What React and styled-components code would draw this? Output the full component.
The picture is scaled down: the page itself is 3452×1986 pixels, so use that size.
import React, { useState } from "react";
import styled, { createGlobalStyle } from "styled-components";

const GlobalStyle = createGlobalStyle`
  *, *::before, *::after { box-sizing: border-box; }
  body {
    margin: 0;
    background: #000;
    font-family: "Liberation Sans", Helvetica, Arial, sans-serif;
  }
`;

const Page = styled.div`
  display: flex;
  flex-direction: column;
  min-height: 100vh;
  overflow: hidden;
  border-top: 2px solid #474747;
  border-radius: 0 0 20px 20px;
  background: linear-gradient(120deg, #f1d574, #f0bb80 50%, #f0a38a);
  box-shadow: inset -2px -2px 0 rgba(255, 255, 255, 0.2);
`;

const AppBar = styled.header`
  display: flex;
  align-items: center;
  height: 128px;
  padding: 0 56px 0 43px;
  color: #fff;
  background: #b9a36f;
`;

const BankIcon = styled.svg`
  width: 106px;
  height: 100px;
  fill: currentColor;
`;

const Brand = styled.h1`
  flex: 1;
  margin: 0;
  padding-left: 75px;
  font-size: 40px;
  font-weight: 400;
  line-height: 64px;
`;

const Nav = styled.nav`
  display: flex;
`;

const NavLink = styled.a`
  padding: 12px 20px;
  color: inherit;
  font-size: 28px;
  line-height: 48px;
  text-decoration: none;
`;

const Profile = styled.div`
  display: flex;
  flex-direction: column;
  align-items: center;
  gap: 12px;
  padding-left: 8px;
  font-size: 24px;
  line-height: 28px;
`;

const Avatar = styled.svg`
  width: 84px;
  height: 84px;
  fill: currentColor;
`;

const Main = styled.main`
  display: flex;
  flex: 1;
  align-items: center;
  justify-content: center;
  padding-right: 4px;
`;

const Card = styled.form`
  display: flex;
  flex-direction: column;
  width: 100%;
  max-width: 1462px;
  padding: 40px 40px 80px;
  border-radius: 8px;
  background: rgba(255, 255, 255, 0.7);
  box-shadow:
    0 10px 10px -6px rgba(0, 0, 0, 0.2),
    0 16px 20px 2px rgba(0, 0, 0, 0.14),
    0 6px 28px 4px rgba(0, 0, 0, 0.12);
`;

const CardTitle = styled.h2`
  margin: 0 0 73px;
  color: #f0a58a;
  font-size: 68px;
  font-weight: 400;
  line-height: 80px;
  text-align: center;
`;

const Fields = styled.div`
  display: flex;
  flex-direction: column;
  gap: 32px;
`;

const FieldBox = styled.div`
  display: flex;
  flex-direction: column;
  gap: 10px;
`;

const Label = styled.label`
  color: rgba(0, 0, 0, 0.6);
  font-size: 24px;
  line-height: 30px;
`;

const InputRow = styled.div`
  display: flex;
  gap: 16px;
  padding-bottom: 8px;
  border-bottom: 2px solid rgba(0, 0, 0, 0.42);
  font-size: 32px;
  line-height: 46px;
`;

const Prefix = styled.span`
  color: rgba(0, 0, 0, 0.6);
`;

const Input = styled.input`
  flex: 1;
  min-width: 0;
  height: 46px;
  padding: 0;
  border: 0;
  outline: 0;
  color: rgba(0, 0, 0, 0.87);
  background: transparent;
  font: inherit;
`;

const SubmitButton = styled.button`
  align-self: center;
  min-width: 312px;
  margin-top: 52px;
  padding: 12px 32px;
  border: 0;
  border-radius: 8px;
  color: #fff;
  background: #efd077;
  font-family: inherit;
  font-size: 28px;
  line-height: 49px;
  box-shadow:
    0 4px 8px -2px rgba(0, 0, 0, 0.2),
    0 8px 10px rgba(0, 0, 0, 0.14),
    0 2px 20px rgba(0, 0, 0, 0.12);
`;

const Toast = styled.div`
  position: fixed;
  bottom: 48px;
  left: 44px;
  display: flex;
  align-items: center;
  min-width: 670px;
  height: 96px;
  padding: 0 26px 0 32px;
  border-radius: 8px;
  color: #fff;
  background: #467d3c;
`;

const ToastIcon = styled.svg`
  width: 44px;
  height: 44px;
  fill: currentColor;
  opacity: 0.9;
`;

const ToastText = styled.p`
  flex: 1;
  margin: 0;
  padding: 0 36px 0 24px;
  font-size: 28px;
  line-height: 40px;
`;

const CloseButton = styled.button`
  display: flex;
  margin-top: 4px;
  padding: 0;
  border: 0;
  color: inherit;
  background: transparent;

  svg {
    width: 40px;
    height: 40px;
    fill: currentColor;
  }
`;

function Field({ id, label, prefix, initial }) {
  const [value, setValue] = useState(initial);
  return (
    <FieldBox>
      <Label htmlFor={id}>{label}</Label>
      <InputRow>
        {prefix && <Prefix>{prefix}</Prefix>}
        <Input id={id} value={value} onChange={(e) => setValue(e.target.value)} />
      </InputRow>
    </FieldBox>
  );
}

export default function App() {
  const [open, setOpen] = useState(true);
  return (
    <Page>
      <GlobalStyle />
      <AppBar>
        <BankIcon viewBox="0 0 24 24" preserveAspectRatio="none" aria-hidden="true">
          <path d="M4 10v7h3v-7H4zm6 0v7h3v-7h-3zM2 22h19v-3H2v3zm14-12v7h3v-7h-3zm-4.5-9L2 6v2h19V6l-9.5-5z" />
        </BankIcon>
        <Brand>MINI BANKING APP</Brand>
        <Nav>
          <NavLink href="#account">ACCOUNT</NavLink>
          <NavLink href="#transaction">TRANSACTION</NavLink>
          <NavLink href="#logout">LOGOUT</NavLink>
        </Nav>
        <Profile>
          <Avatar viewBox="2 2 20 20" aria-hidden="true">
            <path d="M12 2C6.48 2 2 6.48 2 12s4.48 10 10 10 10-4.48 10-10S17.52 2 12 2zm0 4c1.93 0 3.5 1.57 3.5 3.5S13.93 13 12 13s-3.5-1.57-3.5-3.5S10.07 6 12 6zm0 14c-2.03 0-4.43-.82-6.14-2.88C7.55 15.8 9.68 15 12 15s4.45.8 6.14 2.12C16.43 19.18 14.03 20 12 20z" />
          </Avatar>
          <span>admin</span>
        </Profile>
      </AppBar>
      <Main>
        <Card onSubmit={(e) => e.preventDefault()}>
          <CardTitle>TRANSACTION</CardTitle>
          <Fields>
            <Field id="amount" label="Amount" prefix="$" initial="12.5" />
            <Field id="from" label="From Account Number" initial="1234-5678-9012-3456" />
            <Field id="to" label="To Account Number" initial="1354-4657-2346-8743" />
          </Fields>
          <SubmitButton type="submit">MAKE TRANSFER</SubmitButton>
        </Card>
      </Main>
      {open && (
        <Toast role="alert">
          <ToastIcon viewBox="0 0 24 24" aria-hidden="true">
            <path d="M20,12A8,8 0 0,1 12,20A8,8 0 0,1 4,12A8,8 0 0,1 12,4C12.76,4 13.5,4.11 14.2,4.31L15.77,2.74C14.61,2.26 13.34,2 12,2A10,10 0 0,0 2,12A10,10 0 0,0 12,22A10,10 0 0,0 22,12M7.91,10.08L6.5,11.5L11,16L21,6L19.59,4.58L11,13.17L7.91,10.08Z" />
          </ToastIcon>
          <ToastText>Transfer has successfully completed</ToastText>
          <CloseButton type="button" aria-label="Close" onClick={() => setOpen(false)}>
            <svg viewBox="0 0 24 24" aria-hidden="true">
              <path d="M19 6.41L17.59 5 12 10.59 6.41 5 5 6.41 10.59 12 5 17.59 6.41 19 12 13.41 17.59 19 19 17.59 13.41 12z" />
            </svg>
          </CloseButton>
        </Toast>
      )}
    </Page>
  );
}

Task description
Return each line of the data exactly as written above.

Reply
What React and styled-components code would draw this? Output the full component.
The picture is scaled down: the page itself is 3452×1986 pixels, so use that size.
import React, { useState } from "react";
import styled, { createGlobalStyle } from "styled-components";

const GlobalStyle = createGlobalStyle`
  *, *::before, *::after { box-sizing: border-box; }
  body {
    margin: 0;
    background: #000;
    font-family: "Liberation Sans", Helvetica, Arial, sans-serif;
  }
`;

const Page = styled.div`
  display: flex;
  flex-direction: column;
  min-height: 100vh;
  overflow: hidden;
  border-top: 2px solid #474747;
  border-radius: 0 0 20px 20px;
  background: linear-gradient(120deg, #f1d574, #f0bb80 50%, #f0a38a);
  box-shadow: inset -2px -2px 0 rgba(255, 255, 255, 0.2);
`;

const AppBar = styled.header`
  display: flex;
  align-items: center;
  height: 128px;
  padding: 0 56px 0 43px;
  color: #fff;
  background: #b9a36f;
`;

const BankIcon = styled.svg`
  width: 106px;
  height: 100px;
  fill: currentColor;
`;

const Brand = styled.h1`
  flex: 1;
  margin: 0;
  padding-left: 75px;
  font-size: 40px;
  font-weight: 400;
  line-height: 64px;
`;

const Nav = styled.nav`
  display: flex;
`;

const NavLink = styled.a`
  padding: 12px 20px;
  color: inherit;
  font-size: 28px;
  line-height: 48px;
  text-decoration: none;
`;

const Profile = styled.div`
  display: flex;
  flex-direction: column;
  align-items: center;
  gap: 12px;
  padding-left: 8px;
  font-size: 24px;
  line-height: 28px;
`;

const Avatar = styled.svg`
  width: 84px;
  height: 84px;
  fill: currentColor;
`;

const Main = styled.main`
  display: flex;
  flex: 1;
  align-items: center;
  justify-content: center;
  padding-right: 4px;
`;

const Card = styled.form`
  display: flex;
  flex-direction: column;
  width: 100%;
  max-width: 1462px;
  padding: 40px 40px 80px;
  border-radius: 8px;
  background: rgba(255, 255, 255, 0.7);
  box-shadow:
    0 10px 10px -6px rgba(0, 0, 0, 0.2),
    0 16px 20px 2px rgba(0, 0, 0, 0.14),
    0 6px 28px 4px rgba(0, 0, 0, 0.12);
`;

const CardTitle = styled.h2`
  margin: 0 0 73px;
  color: #f0a58a;
  font-size: 68px;
  font-weight: 400;
  line-height: 80px;
  text-align: center;
`;

const Fields = styled.div`
  display: flex;
  flex-direction: column;
  gap: 32px;
`;

const FieldBox = styled.div`
  display: flex;
  flex-direction: column;
  gap: 10px;
`;

const Label = styled.label`
  color: rgba(0, 0, 0, 0.6);
  font-size: 24px;
  line-height: 30px;
`;

const InputRow = styled.div`
  display: flex;
  gap: 16px;
  padding-bottom: 8px;
  border-bottom: 2px solid rgba(0, 0, 0, 0.42);
  font-size: 32px;
  line-height: 46px;
`;

const Prefix = styled.span`
  color: rgba(0, 0, 0, 0.6);
`;

const Input = styled.input`
  flex: 1;
  min-width: 0;
  height: 46px;
  padding: 0;
  border: 0;
  outline: 0;
  color: rgba(0, 0, 0, 0.87);
  background: transparent;
  font: inherit;
`;

const SubmitButton = styled.button`
  align-self: center;
  min-width: 312px;
  margin-top: 52px;
  padding: 12px 32px;
  border: 0;
  border-radius: 8px;
  color: #fff;
  background: #efd077;
  font-family: inherit;
  font-size: 28px;
  line-height: 49px;
  box-shadow:
    0 4px 8px -2px rgba(0, 0, 0, 0.2),
    0 8px 10px rgba(0, 0, 0, 0.14),
    0 2px 20px rgba(0, 0, 0, 0.12);
`;

const Toast = styled.div`
  position: fixed;
  bottom: 48px;
  left: 44px;
  display: flex;
  align-items: center;
  min-width: 670px;
  height: 96px;
  padding: 0 26px 0 32px;
  border-radius: 8px;
  color: #fff;
  background: #467d3c;
`;

const ToastIcon = styled.svg`
  width: 44px;
  height: 44px;
  fill: currentColor;
  opacity: 0.9;
`;

const ToastText = styled.p`
  flex: 1;
  margin: 0;
  padding: 0 36px 0 24px;
  font-size: 28px;
  line-height: 40px;
`;

const CloseButton = styled.button`
  display: flex;
  margin-top: 4px;
  padding: 0;
  border: 0;
  color: inherit;
  background: transparent;

  svg {
    width: 40px;
    height: 40px;
    fill: currentColor;
  }
`;

function Field({ id, label, prefix, initial }) {
  const [value, setValue] = useState(initial);
  return (
    <FieldBox>
      <Label htmlFor={id}>{label}</Label>
      <InputRow>
        {prefix && <Prefix>{prefix}</Prefix>}
        <Input id={id} value={value} onChange={(e) => setValue(e.target.value)} />
      </InputRow>
    </FieldBox>
  );
}

export default function App() {
  const [open, setOpen] = useState(true);
  return (
    <Page>
      <GlobalStyle />
      <AppBar>
        <BankIcon viewBox="0 0 24 24" preserveAspectRatio="none" aria-hidden="true">
          <path d="M4 10v7h3v-7H4zm6 0v7h3v-7h-3zM2 22h19v-3H2v3zm14-12v7h3v-7h-3zm-4.5-9L2 6v2h19V6l-9.5-5z" />
        </BankIcon>
        <Brand>MINI BANKING APP</Brand>
        <Nav>
          <NavLink href="#account">ACCOUNT</NavLink>
          <NavLink href="#transaction">TRANSACTION</NavLink>
          <NavLink href="#logout">LOGOUT</NavLink>
        </Nav>
        <Profile>
          <Avatar viewBox="2 2 20 20" aria-hidden="true">
            <path d="M12 2C6.48 2 2 6.48 2 12s4.48 10 10 10 10-4.48 10-10S17.52 2 12 2zm0 4c1.93 0 3.5 1.57 3.5 3.5S13.93 13 12 13s-3.5-1.57-3.5-3.5S10.07 6 12 6zm0 14c-2.03 0-4.43-.82-6.14-2.88C7.55 15.8 9.68 15 12 15s4.45.8 6.14 2.12C16.43 19.18 14.03 20 12 20z" />
          </Avatar>
          <span>admin</span>
        </Profile>
      </AppBar>
      <Main>
        <Card onSubmit={(e) => e.preventDefault()}>
          <CardTitle>TRANSACTION</CardTitle>
          <Fields>
            <Field id="amount" label="Amount" prefix="$" initial="12.5" />
            <Field id="from" label="From Account Number" initial="1234-5678-9012-3456" />
            <Field id="to" label="To Account Number" initial="1354-4657-2346-8743" />
          </Fields>
          <SubmitButton type="submit">MAKE TRANSFER</SubmitButton>
        </Card>
      </Main>
      {open && (
        <Toast role="alert">
          <ToastIcon viewBox="0 0 24 24" aria-hidden="true">
            <path d="M20,12A8,8 0 0,1 12,20A8,8 0 0,1 4,12A8,8 0 0,1 12,4C12.76,4 13.5,4.11 14.2,4.31L15.77,2.74C14.61,2.26 13.34,2 12,2A10,10 0 0,0 2,12A10,10 0 0,0 12,22A10,10 0 0,0 22,12M7.91,10.08L6.5,11.5L11,16L21,6L19.59,4.58L11,13.17L7.91,10.08Z" />
          </ToastIcon>
          <ToastText>Transfer has successfully completed</ToastText>
          <CloseButton type="button" aria-label="Close" onClick={() => setOpen(false)}>
            <svg viewBox="0 0 24 24" aria-hidden="true">
              <path d="M19 6.41L17.59 5 12 10.59 6.41 5 5 6.41 10.59 12 5 17.59 6.41 19 12 13.41 17.59 19 19 17.59 13.41 12z" />
            </svg>
          </CloseButton>
        </Toast>
      )}
    </Page>
  );
}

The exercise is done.